* [PROVIDED ENTRIES]

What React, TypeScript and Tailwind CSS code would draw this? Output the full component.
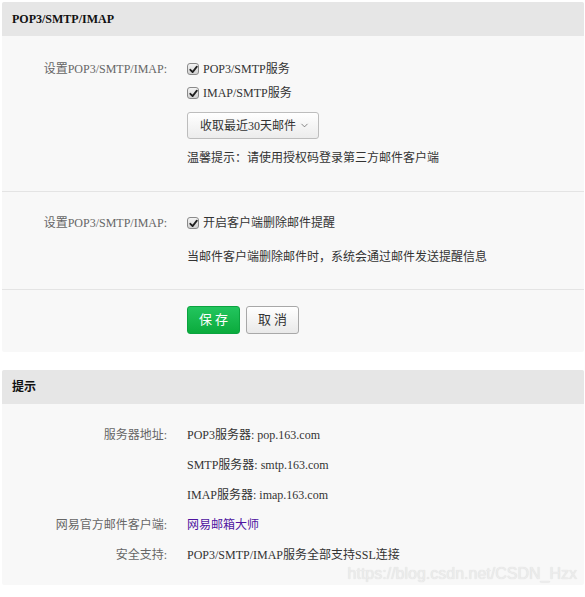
import { ChevronDown } from 'lucide-react';

const font = { fontFamily: '"Liberation Serif", "Noto Sans CJK SC", serif' };

function Check({ label }: { label: string }) {
  return (
    <label className="flex items-center h-6 text-[12px] text-[#333]">
      <span className="w-3 h-3 rounded-[3px] border border-[#8a8a8a] bg-gradient-to-b from-[#f4f4f4] to-[#d2d2d2] flex items-center justify-center">
        <svg viewBox="0 0 10 10" className="w-[9px] h-[9px]">
          <path d="M1.5 5.3 L4 7.9 L8.7 1.8" fill="none" stroke="#222" strokeWidth="2" strokeLinecap="round" strokeLinejoin="round" />
        </svg>
      </span>
      <span className="ml-1">{label}</span>
    </label>
  );
}

function Row({ label, children }: { label: string; children: React.ReactNode }) {
  return (
    <div className="flex">
      <div className="w-[165px] shrink-0 text-right text-[12px] text-[#666] leading-6">{label}</div>
      <div className="ml-5 flex flex-col">{children}</div>
    </div>
  );
}

function InfoRow({ label, children }: { label: string; children: React.ReactNode }) {
  return (
    <div className="flex h-[30px] items-center text-[12px]">
      <div className="w-[165px] shrink-0 text-right text-[#666]">{label}</div>
      <div className="ml-5 text-[#333]">{children}</div>
    </div>
  );
}

export default function App() {
  return (
    <div className="bg-white w-[585px] h-[597px] pt-[2px] pl-[2px] pr-[1px]" style={font}>
      <section className="rounded-[2px] overflow-hidden bg-[#f8f8f8]">
        <div className="h-[34px] bg-[#e6e6e6] flex items-center px-[10px] text-[12px] font-bold text-[#111]">
          POP3/SMTP/IMAP
        </div>
        <div className="pt-[21px] pb-[21px] border-b border-[#e4e4e4]">
          <Row label="设置POP3/SMTP/IMAP:">
            <Check label="POP3/SMTP服务" />
            <Check label="IMAP/SMTP服务" />
            <button className="mt-[7px] w-[132px] h-[27px] rounded-[3px] border border-[#bdbdbd] bg-gradient-to-b from-white to-[#ececec] flex items-center pl-3 pr-2 text-[12px] text-[#333]">
              <span>收取最近30天邮件</span>
              <ChevronDown size={11} strokeWidth={1.5} className="ml-auto text-[#555]" />
            </button>
            <div className="mt-[7px] leading-6 text-[12px] text-[#333]">温馨提示：请使用授权码登录第三方邮件客户端</div>
          </Row>
        </div>
        <div className="pt-[19px] pb-[20px] border-b border-[#e4e4e4]">
          <Row label="设置POP3/SMTP/IMAP:">
            <Check label="开启客户端删除邮件提醒" />
            <div className="mt-[10px] leading-6 text-[12px] text-[#333]">当邮件客户端删除邮件时，系统会通过邮件发送提醒信息</div>
          </Row>
        </div>
        <div className="pt-4 pb-[18px] flex">
          <div className="w-[165px] shrink-0" />
          <div className="ml-5 flex gap-[6px]">
            <button className="w-[53px] h-[28px] rounded-[3px] border border-[#0ba33f] bg-gradient-to-b from-[#22c55e] to-[#0aab3c] text-white text-[13px] tracking-[3px] pl-[3px]">
              保存
            </button>
            <button className="w-[53px] h-[28px] rounded-[3px] border border-[#a8a8a8] bg-gradient-to-b from-white to-[#e9e9e9] text-[#333] text-[13px] tracking-[3px] pl-[3px]">
              取消
            </button>
          </div>
        </div>
      </section>

      <section className="relative mt-[18px] rounded-[2px] overflow-hidden bg-[#f8f8f8]">
        <div className="h-[34px] bg-[#e6e6e6] flex items-center px-[10px] text-[12px] font-bold text-[#111]">
          提示
        </div>
        <div className="pt-4 pb-[15px]">
          <InfoRow label="服务器地址:">POP3服务器: pop.163.com</InfoRow>
          <InfoRow label="">SMTP服务器: smtp.163.com</InfoRow>
          <InfoRow label="">IMAP服务器: imap.163.com</InfoRow>
          <InfoRow label="网易官方邮件客户端:">
            <a className="text-[#4f14a0]">网易邮箱大师</a>
          </InfoRow>
          <InfoRow label="安全支持:">POP3/SMTP/IMAP服务全部支持SSL连接</InfoRow>
        </div>
        <div
          className="absolute right-[7px] bottom-[-1px] text-[16px] text-[#ececec] pointer-events-none"
          style={{ fontFamily: '"Liberation Sans", sans-serif', textShadow: '0 0 1px #d6d6d6' }}
        >
          https://blog.csdn.net/CSDN_Hzx
        </div>
      </section>
    </div>
  );
}
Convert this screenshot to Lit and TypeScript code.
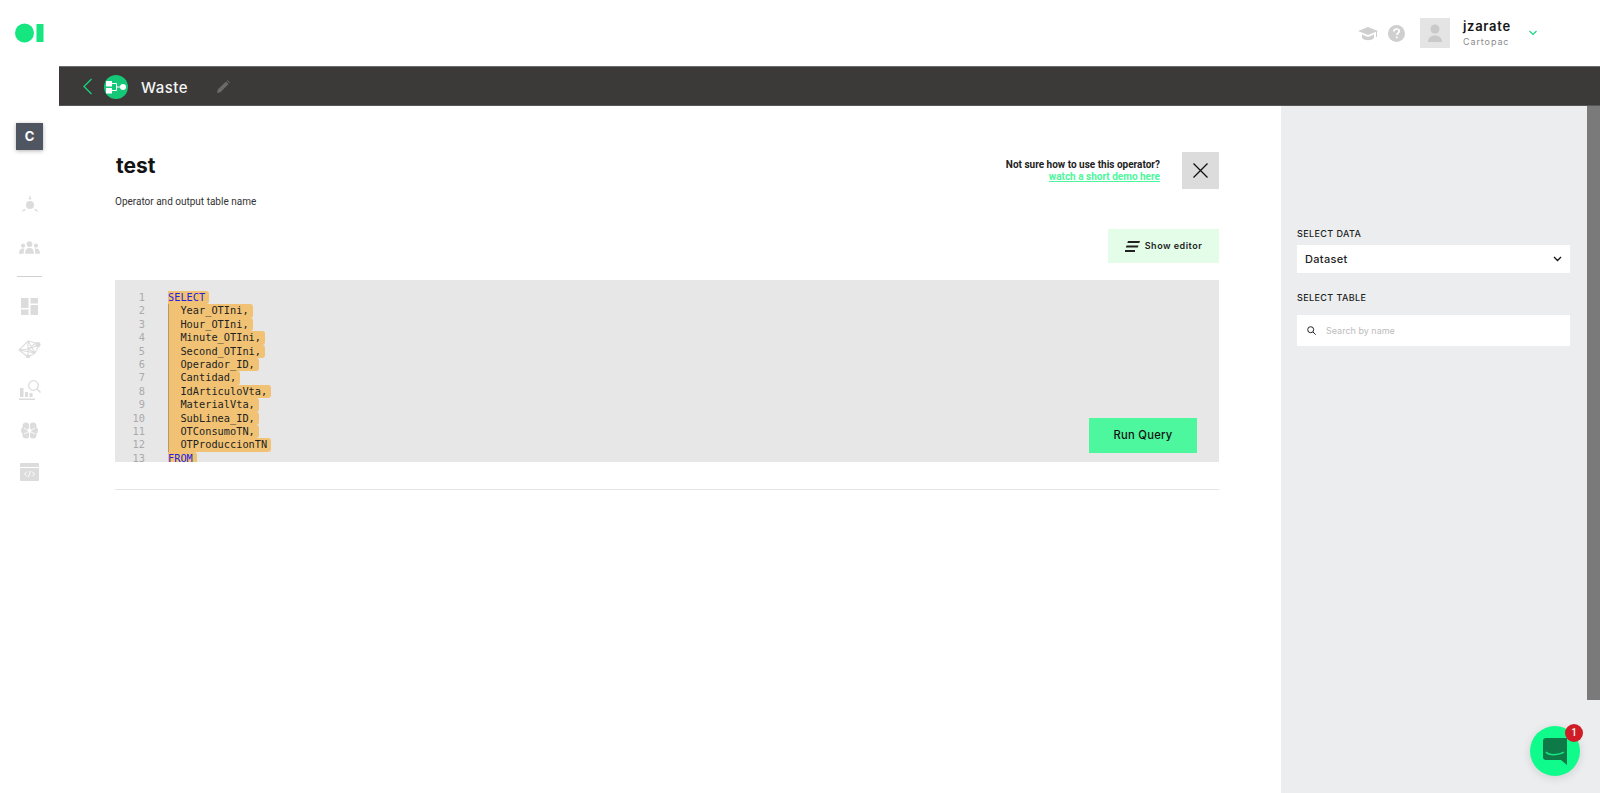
import { LitElement, html, css, svg } from "lit";
import { customElement } from "lit/decorators.js";

const LINES: [string, boolean][] = [
  ["SELECT", true],
  ["  Year_OTIni,", false],
  ["  Hour_OTIni,", false],
  ["  Minute_OTIni,", false],
  ["  Second_OTIni,", false],
  ["  Operador_ID,", false],
  ["  Cantidad,", false],
  ["  IdArticuloVta,", false],
  ["  MaterialVta,", false],
  ["  SubLinea_ID,", false],
  ["  OTConsumoTN,", false],
  ["  OTProduccionTN", false],
  ["FROM", true],
];

const SIDE_ICONS = [
  { h: 26, v: svg`<circle cx="13" cy="13" r="5.2"/><path d="M12.2 1h1.6v3h1.4L13 6.6 10.8 4h1.4zM2 21l2.6-1.6-.7-1.2 3.4.2-1.4 3-.7-1.1L3 22zM24 21l-2.6-1.6.7-1.2-3.4.2 1.4 3 .7-1.1L23 22z"/>` },
  { h: 20, v: svg`<circle cx="13" cy="6" r="3.6"/><path d="M7.5 18c0-5 2-7.5 5.5-7.5S18.500 13 18.500 18z"/><circle cx="5" cy="8" r="2.6"/><path d="M0 18c0-4 1.500-6.500 5-6.500 1 0 1.500.2 1.800.4C6 13.500 5.800 15.500 5.800 18z"/><circle cx="21" cy="8" r="2.600"/><path d="M26 18c0-4-1.500-6.500-5-6.500-1 0-1.500.2-1.800.4.800 1.600 1 3.600 1 6.100z"/>` },
];

@customElement("app-root")
export class AppRoot extends LitElement {
  static styles = css`
    :host {
      display: block;
      position: relative;
      width: 1600px;
      height: 793px;
      overflow: hidden;
      background: #fff;
      font-family: "Roboto", sans-serif;
      color: #111;
    }
    .head {
      height: 66px;
      display: flex;
      align-items: center;
      box-sizing: border-box;
      padding: 0 63px 0 15px;
    }
    .logo { display: block; }
    .head-right { margin-left: auto; display: flex; align-items: center; }
    .cap { margin-right: 10px; }
    .help { margin-right: 15px; }
    .avatar {
      width: 30px; height: 30px; background: #e4e4e4;
      display: flex; align-items: center; justify-content: center;
      margin-right: 13px;
    }
    .who { width: 64px; margin-right: 0; }
    .who b {
      display: block; font: 600 13px/15px "Inter", sans-serif;
      letter-spacing: 0.7px; color: #161616;
    }
    .who span {
      display: block; font: 400 9px/11px "Inter", sans-serif;
      letter-spacing: 0.9px; color: #8b8b8b; margin-top: 2px;
    }
    .head-chev { margin-left: 2px; margin-right: 0; }
    .row { display: flex; height: 727px; }
    .rail {
      width: 59px; flex: none; display: flex; flex-direction: column; align-items: center;
      padding-top: 57px; box-sizing: border-box;
    }
    .tile {
      width: 27px; height: 27px; background: #4f5661; color: #fff;
      font: 700 13px/27px "Inter", sans-serif; text-align: center;
      box-shadow: 0 1px 4px rgba(0,0,0,.3); margin-bottom: 40px; flex: none;
    }
    .rail-icon {
      width: 26px; height: 30px; margin-bottom: 11.3px; flex: none;
      display: flex; align-items: center; justify-content: center;
      fill: #dcdcdc;
    }
    .rail-line { width: 25px; height: 1px; background: #d2d2d2; margin: 3.4px 0 15px; flex: none; }
    .page { flex: 1; min-width: 0; display: flex; flex-direction: column; }
    .bar {
      height: 40px; flex: none; background: #3b3a38; display: flex; align-items: center;
      padding: 1px 0 0 23px; box-sizing: border-box;
      border-top: 1px solid #6b6b6b; border-bottom: 1px solid #555;
    }
    .bar-node { margin-left: 11px; }
    .bar-title {
      margin-left: 13px; color: #f4f4f4; font: 500 15px/20px "Inter", sans-serif;
      letter-spacing: 0.500px; width: 76px; padding-top: 2px;
    }
    .split { flex: 1; display: flex; min-height: 0; }
    .main {
      width: 1222px; flex: none; box-sizing: border-box; padding: 44px 62px 0 56px;
    }
    .top { display: flex; align-items: flex-start; }
    .titles { flex: 1; }
    h1 { margin: 0 0 0 1px; padding-top: 2px; font: 700 21px/28px "Inter", sans-serif; letter-spacing: 0; color: #141414; }
    .sub { margin: 16px 0 0 0; font: 400 10px/12px "Roboto", sans-serif; color: #333; }
    .hint { text-align: right; font: 700 10px/12px "Roboto", sans-serif; margin: 9px 22px 0 0; color: #222; }
    .hint a { display: block; color: #4cf79d; text-decoration: underline; }
    .close {
      width: 37px; height: 37px; background: #dcdcdc; display: flex; margin-top: 2px;
      align-items: center; justify-content: center;
    }
    .tools { display: flex; justify-content: flex-end; margin-top: 21px; }
    .show {
      width: 111px; height: 34px; background: #e3fde9; display: flex; align-items: center;
      justify-content: center; gap: 5px; font: 600 9px/12px "Inter", sans-serif;
      letter-spacing: 0.500px; color: #222;
    }
    .editor {
      position: relative; margin: 17px 0 0 0; height: 182px; background: #e7e7e7;
      overflow: hidden; padding-top: 11px; box-sizing: border-box;
    }
    .line { display: flex; height: 13.4px; font: 10.3px/13.4px "DejaVu Sans Mono", monospace; color: #222; white-space: pre; }
    .num { width: 30px; text-align: right; color: #aaa; margin-right: 23px; flex: none; }
    .code { background: #f1c274; padding-right: 4px; border-radius: 0 3px 3px 0; }
    .kw { color: #2222e0; }
    .guide { box-shadow: inset 1px 0 0 #b69a6a; }
    .run {
      position: absolute; left: 974px; top: 138px; width: 108px; height: 35px;
      background: #4cf79d; color: #111; text-align: center;
      font: 500 11.2px/35px "Inter", sans-serif; letter-spacing: 0.300px;
    }
    .rule { height: 1px; background: #e5e5e5; margin: 27px 0 0 0; }
    .side {
      flex: 1; background: #ecedef; position: relative; box-sizing: border-box;
      padding: 122px 30px 0 16px;
    }
    .scroll { position: absolute; right: 0; top: 0; width: 13px; height: 594px; background: #7a7a7a; }
    label {
      display: block; font: 500 9px/12px "Inter", sans-serif; letter-spacing: 0.400px; color: #222;
    }
    .select {
      height: 28px; margin-top: 5px; background: #fff; display: flex; align-items: center;
      justify-content: space-between; padding: 0 8px; box-sizing: border-box;
      font: 500 11px/14px "Inter", sans-serif; letter-spacing: 0.300px; color: #222;
    }
    .second { margin-top: 19px; }
    .search {
      height: 31px; margin-top: 11px; background: #fff; display: flex; align-items: center;
      padding-left: 10px; gap: 10px; font: 400 9px/12px "Inter", sans-serif; color: #bcbcbc;
    }
    .chat {
      position: absolute; left: 1530px; top: 726px; width: 50px; height: 50px; border-radius: 50%;
      background: #0ffb8b; box-shadow: 0 2px 10px rgba(0,0,0,.12);
      display: flex; align-items: center; justify-content: center;
    }
    .badge {
      position: absolute; left: 35px; top: -2px; width: 18px; height: 18px; border-radius: 50%;
      background: #d01c24; color: #fff; font: 500 10px/18px "Roboto", sans-serif; text-align: center;
    }
  `;

  render() {
    return html`
      <div class="head">
        <svg class="logo" width="30" height="20" viewBox="0 0 30 20" fill="#15e67f">
          <circle cx="9.500" cy="10" r="9.500"/><rect x="21.500" y="1" width="7" height="18"/>
        </svg>
        <div class="head-right">
          <svg class="cap" width="20" height="15" viewBox="0 0 20 15" fill="#cfcfcf">
            <path d="M10 1 0 5l10 4 8-3.200V11h1V5.400L20 5zM4 8.500V12c1.500 1.500 3.500 2.200 6 2.200s4.500-.7 6-2.200V8.500l-6 2.400z"/>
          </svg>
          <svg class="help" width="17" height="17" viewBox="0 0 17 17">
            <circle cx="8.500" cy="8.500" r="8.500" fill="#cfcfcf"/>
            <path d="M5.800 6.500c0-1.600 1.200-2.500 2.700-2.500s2.700.9 2.700 2.300c0 1.900-2.400 1.900-2.400 3.700" fill="none" stroke="#fff" stroke-width="1.700"/>
            <rect x="7.900" y="11.500" width="1.700" height="1.800" fill="#fff"/>
          </svg>
          <div class="avatar">
            <svg width="16" height="18" viewBox="0 0 16 18" fill="#c9c9c9">
              <circle cx="8" cy="5" r="4.500"/><path d="M1 18c0-4 3-6.500 7-6.500s7 2.500 7 6.500z"/>
            </svg>
          </div>
          <div class="who"><b>jzarate</b><span>Cartopac</span></div>
          <svg class="head-chev" width="8" height="6" viewBox="0 0 8 6" fill="none" stroke="#15d67c" stroke-width="1.200">
            <path d="M.5 1 4 4.500 7.500 1"/>
          </svg>
        </div>
      </div>
      <div class="row">
        <nav class="rail">
          <div class="tile">C</div>
          <div class="rail-icon"><svg width="20" height="20" viewBox="0 0 26 26">${SIDE_ICONS[0].v}</svg></div>
          <div class="rail-icon"><svg width="21" height="15" viewBox="0 0 26 18">${SIDE_ICONS[1].v}</svg></div>
          <div class="rail-line"></div>
          <div class="rail-icon">
            <svg width="17" height="17" viewBox="0 0 17 17"><rect width="7.500" height="10"/><rect y="11.500" width="7.500" height="5.500"/><rect x="9.500" width="7.500" height="5.500"/><rect x="9.500" y="7" width="7.500" height="10"/></svg>
          </div>
          <div class="rail-icon">
            <svg width="23" height="19" viewBox="0 0 23 19" fill="none" stroke="#dcdcdc" stroke-width="1.100">
              <path d="M1 11 10 2l8 2 3 2-4 8-7 4zM10 2l0 16M10 2l7 12M1 11l16 3M18 4l-8 6-9 1M21 6l-11 4 7 4"/>
              <circle cx="20" cy="5.500" r="2" fill="#dcdcdc"/><circle cx="10" cy="17.500" r="1.500" fill="#dcdcdc"/>
            </svg>
          </div>
          <div class="rail-icon">
            <svg width="22" height="22" viewBox="0 0 22 22">
              <rect x="1" y="9" width="3.500" height="9"/><rect x="6" y="13" width="3" height="5"/><rect x="10.500" y="14" width="3" height="4"/><rect y="19.500" width="16" height="1.500"/>
              <circle cx="14.500" cy="6.500" r="4.800" fill="none" stroke="#dcdcdc" stroke-width="1.300"/>
              <path d="m18 10 3.500 3.500" stroke="#dcdcdc" stroke-width="1.500"/>
            </svg>
          </div>
          <div class="rail-icon">
            <svg width="17" height="17" viewBox="0 0 17 17">
              <circle cx="5" cy="4" r="3.500"/><circle cx="12" cy="4" r="3.500"/><circle cx="3.500" cy="8.500" r="3.500"/><circle cx="13.500" cy="8.500" r="3.500"/><circle cx="5" cy="13" r="3.500"/><circle cx="12" cy="13" r="3.500"/>
              <path d="M8.500 0v17M3 6l4 2.500M14 6l-4 2.500M3 12l4-2M14 12l-4-2" stroke="#fff" stroke-width=".9"/>
            </svg>
          </div>
          <div class="rail-icon">
            <svg width="19" height="18" viewBox="0 0 19 18">
              <path d="M1 0h17a1 1 0 0 1 1 1v3H0V1a1 1 0 0 1 1-1zM0 5h19v12a1 1 0 0 1-1 1H1a1 1 0 0 1-1-1z"/>
              <path d="M7 8.500 4.500 11 7 13.500M12 8.500l2.500 2.500-2.500 2.500M10.500 8l-2 6" fill="none" stroke="#fff" stroke-width="1"/>
            </svg>
          </div>
        </nav>
        <div class="page">
          <div class="bar">
            <svg width="11" height="17" viewBox="0 0 11 17" fill="none" stroke="#15d67c" stroke-width="1.300"><path d="M9.500 1 2 8.500 9.500 16"/></svg>
            <svg class="bar-node" width="24" height="24" viewBox="0 0 24 24">
              <circle cx="12" cy="12" r="12" fill="#14c878"/>
              <rect x="2" y="6" width="6" height="5.500" fill="#fff"/><rect x="2" y="13" width="6" height="5.500" fill="#fff"/>
              <circle cx="19" cy="12" r="3" fill="#fff"/>
              <path d="M8 8.500h4.500v7H8M12.500 12H16" fill="none" stroke="#fff" stroke-width="1"/>
            </svg>
            <div class="bar-title">Waste</div>
            <svg width="13" height="13" viewBox="0 0 13 13" fill="#6a6a6a"><path d="M0 13l.8-3.400L9 1.400 11.600 4l-8.200 8.200zM9.800.6 10.400 0 13 2.600l-.6.600z"/></svg>
          </div>
          <div class="split">
            <div class="main">
              <div class="top">
                <div class="titles">
                  <h1>test</h1>
                  <p class="sub">Operator and output table name</p>
                </div>
                <div class="hint">Not sure how to use this operator?<a>watch a short demo here</a></div>
                <div class="close">
                  <svg width="17" height="17" viewBox="0 0 17 17" stroke="#111" stroke-width="1.300"><path d="m1.500 1.500 14 14M15.500 1.500l-14 14"/></svg>
                </div>
              </div>
              <div class="tools">
                <div class="show">
                  <svg width="15" height="11" viewBox="0 0 15 11" fill="#222"><path d="M3 0h12l-.7 2H2.300zM1.500 4.500h12l-.7 2H.800zM0 9h10v2H0z"/></svg>
                  Show editor
                </div>
              </div>
              <div class="editor">
                ${LINES.map(
                  ([t, kw], i) => html`<div class="line">
                    <span class="num">${i + 1}</span>
                    <span class="code ${i > 0 && i < 12 ? "guide" : ""}"><span class=${kw ? "kw" : ""}>${t}</span></span>
                  </div>`
                )}
                <div class="run">Run Query</div>
              </div>
              <div class="rule"></div>
            </div>
            <aside class="side">
              <div class="scroll"></div>
              <label>SELECT DATA</label>
              <div class="select">
                Dataset
                <svg width="9" height="6" viewBox="0 0 9 6" fill="none" stroke="#111" stroke-width="1.300"><path d="m1 1 3.500 3.500L8 1"/></svg>
              </div>
              <label class="second">SELECT TABLE</label>
              <div class="search">
                <svg width="9" height="9" viewBox="0 0 9 9" fill="none" stroke="#222" stroke-width="1"><circle cx="3.700" cy="3.700" r="3"/><path d="m6 6 2.700 2.700"/></svg>
                Search by name
              </div>
            </aside>
          </div>
        </div>
      </div>
      <div class="chat">
        <svg width="24" height="27" viewBox="0 0 24 27">
          <path d="M3 0h21v27l-6-5H3a3 3 0 0 1-3-3V3a3 3 0 0 1 3-3z" fill="#0d7a48"/>
          <path d="M3 14c2.500 3.500 13 3.500 18 0" fill="none" stroke="#19e584" stroke-width="1.500"/>
        </svg>
        <div class="badge">1</div>
      </div>
    `;
  }
}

* [INSTRUCTIONS TO FOLLOW]
In the records above, find each line that holds the word "this"; copy all such lines.

* [RESULT]
What React, TypeScript and Tailwind CSS code would draw this? Output the full component.
Convert this screenshot to Lit and TypeScript code.
                <div class="hint">Not sure how to use this operator?<a>watch a short demo here</a></div>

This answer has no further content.